_What you are asked to do_:
Write out the material exactly, leaving every picture behind.

_Recorded information_:
[start]
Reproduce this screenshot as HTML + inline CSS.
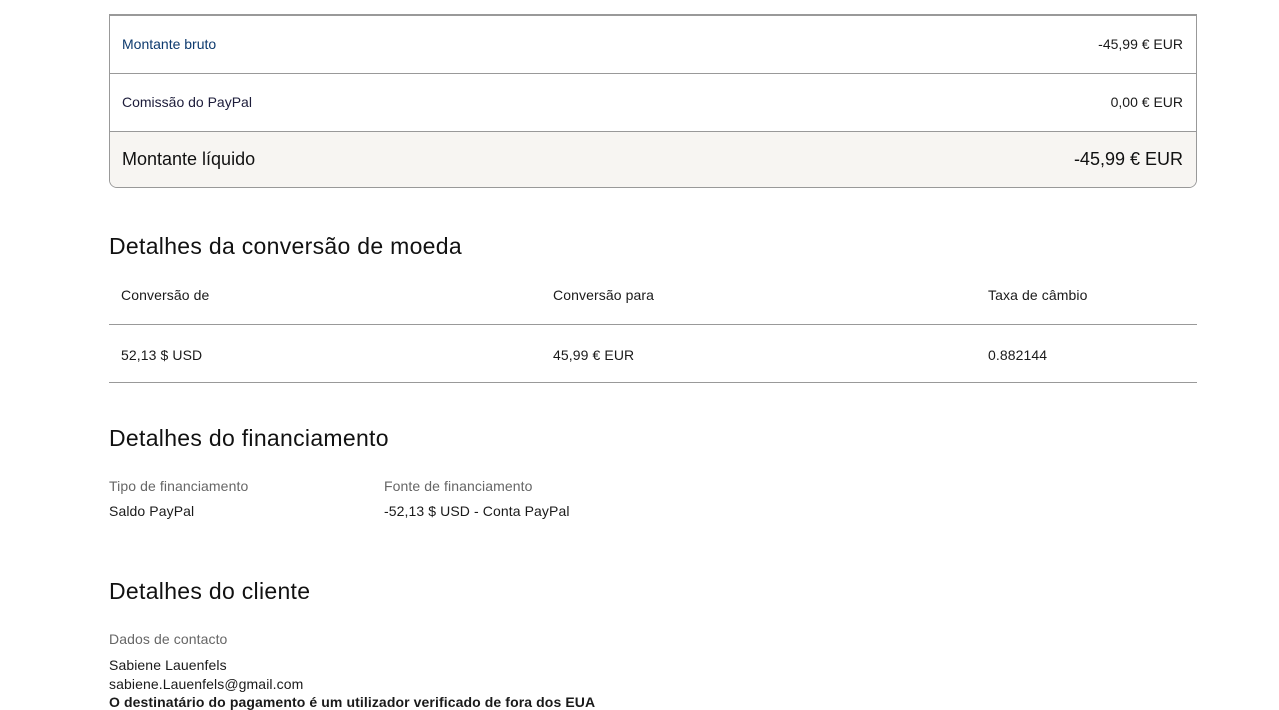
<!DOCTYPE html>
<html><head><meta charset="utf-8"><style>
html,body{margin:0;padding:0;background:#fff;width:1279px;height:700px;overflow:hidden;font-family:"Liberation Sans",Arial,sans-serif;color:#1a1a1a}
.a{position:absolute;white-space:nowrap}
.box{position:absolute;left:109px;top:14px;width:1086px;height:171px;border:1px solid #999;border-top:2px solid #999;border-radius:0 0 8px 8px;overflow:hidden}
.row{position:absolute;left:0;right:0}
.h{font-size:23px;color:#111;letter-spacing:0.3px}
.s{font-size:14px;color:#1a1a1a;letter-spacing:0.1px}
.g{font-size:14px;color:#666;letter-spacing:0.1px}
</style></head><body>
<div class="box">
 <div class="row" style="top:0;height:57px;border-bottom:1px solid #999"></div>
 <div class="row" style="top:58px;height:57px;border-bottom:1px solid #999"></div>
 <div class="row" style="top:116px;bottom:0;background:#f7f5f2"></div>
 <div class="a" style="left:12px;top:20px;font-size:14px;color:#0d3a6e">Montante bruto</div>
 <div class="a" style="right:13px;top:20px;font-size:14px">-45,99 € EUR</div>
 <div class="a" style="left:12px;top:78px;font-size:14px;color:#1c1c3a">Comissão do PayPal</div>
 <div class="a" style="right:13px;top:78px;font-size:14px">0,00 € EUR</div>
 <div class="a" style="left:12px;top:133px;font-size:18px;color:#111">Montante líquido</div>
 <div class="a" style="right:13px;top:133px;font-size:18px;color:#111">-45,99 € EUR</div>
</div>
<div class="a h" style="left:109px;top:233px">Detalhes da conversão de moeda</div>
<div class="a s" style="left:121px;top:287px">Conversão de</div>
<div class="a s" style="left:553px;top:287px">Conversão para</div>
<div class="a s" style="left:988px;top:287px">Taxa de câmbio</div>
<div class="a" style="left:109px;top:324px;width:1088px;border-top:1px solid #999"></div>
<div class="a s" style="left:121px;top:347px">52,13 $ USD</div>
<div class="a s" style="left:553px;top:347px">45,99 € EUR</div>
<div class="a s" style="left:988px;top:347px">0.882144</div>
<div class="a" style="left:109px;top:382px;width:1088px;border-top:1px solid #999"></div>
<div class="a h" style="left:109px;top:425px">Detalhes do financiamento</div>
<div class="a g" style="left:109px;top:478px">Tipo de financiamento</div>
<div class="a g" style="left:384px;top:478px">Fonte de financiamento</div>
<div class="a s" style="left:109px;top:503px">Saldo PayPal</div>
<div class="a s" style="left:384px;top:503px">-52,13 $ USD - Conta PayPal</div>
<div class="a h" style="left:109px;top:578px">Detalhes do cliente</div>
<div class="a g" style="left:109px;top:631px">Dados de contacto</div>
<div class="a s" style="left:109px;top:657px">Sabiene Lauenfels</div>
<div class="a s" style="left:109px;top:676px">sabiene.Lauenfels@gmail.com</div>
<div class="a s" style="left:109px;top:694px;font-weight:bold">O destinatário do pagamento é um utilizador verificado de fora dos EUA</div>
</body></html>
[end]
_Expected answer_:
Reproduce this screenshot as HTML + inline CSS.
<!DOCTYPE html>
<html><head><meta charset="utf-8"><style>
html,body{margin:0;padding:0;background:#fff;width:1279px;height:700px;overflow:hidden;font-family:"Liberation Sans",Arial,sans-serif;color:#1a1a1a}
.a{position:absolute;white-space:nowrap}
.box{position:absolute;left:109px;top:14px;width:1086px;height:171px;border:1px solid #999;border-top:2px solid #999;border-radius:0 0 8px 8px;overflow:hidden}
.row{position:absolute;left:0;right:0}
.h{font-size:23px;color:#111;letter-spacing:0.3px}
.s{font-size:14px;color:#1a1a1a;letter-spacing:0.1px}
.g{font-size:14px;color:#666;letter-spacing:0.1px}
</style></head><body>
<div class="box">
 <div class="row" style="top:0;height:57px;border-bottom:1px solid #999"></div>
 <div class="row" style="top:58px;height:57px;border-bottom:1px solid #999"></div>
 <div class="row" style="top:116px;bottom:0;background:#f7f5f2"></div>
 <div class="a" style="left:12px;top:20px;font-size:14px;color:#0d3a6e">Montante bruto</div>
 <div class="a" style="right:13px;top:20px;font-size:14px">-45,99 € EUR</div>
 <div class="a" style="left:12px;top:78px;font-size:14px;color:#1c1c3a">Comissão do PayPal</div>
 <div class="a" style="right:13px;top:78px;font-size:14px">0,00 € EUR</div>
 <div class="a" style="left:12px;top:133px;font-size:18px;color:#111">Montante líquido</div>
 <div class="a" style="right:13px;top:133px;font-size:18px;color:#111">-45,99 € EUR</div>
</div>
<div class="a h" style="left:109px;top:233px">Detalhes da conversão de moeda</div>
<div class="a s" style="left:121px;top:287px">Conversão de</div>
<div class="a s" style="left:553px;top:287px">Conversão para</div>
<div class="a s" style="left:988px;top:287px">Taxa de câmbio</div>
<div class="a" style="left:109px;top:324px;width:1088px;border-top:1px solid #999"></div>
<div class="a s" style="left:121px;top:347px">52,13 $ USD</div>
<div class="a s" style="left:553px;top:347px">45,99 € EUR</div>
<div class="a s" style="left:988px;top:347px">0.882144</div>
<div class="a" style="left:109px;top:382px;width:1088px;border-top:1px solid #999"></div>
<div class="a h" style="left:109px;top:425px">Detalhes do financiamento</div>
<div class="a g" style="left:109px;top:478px">Tipo de financiamento</div>
<div class="a g" style="left:384px;top:478px">Fonte de financiamento</div>
<div class="a s" style="left:109px;top:503px">Saldo PayPal</div>
<div class="a s" style="left:384px;top:503px">-52,13 $ USD - Conta PayPal</div>
<div class="a h" style="left:109px;top:578px">Detalhes do cliente</div>
<div class="a g" style="left:109px;top:631px">Dados de contacto</div>
<div class="a s" style="left:109px;top:657px">Sabiene Lauenfels</div>
<div class="a s" style="left:109px;top:676px">sabiene.Lauenfels@gmail.com</div>
<div class="a s" style="left:109px;top:694px;font-weight:bold">O destinatário do pagamento é um utilizador verificado de fora dos EUA</div>
</body></html>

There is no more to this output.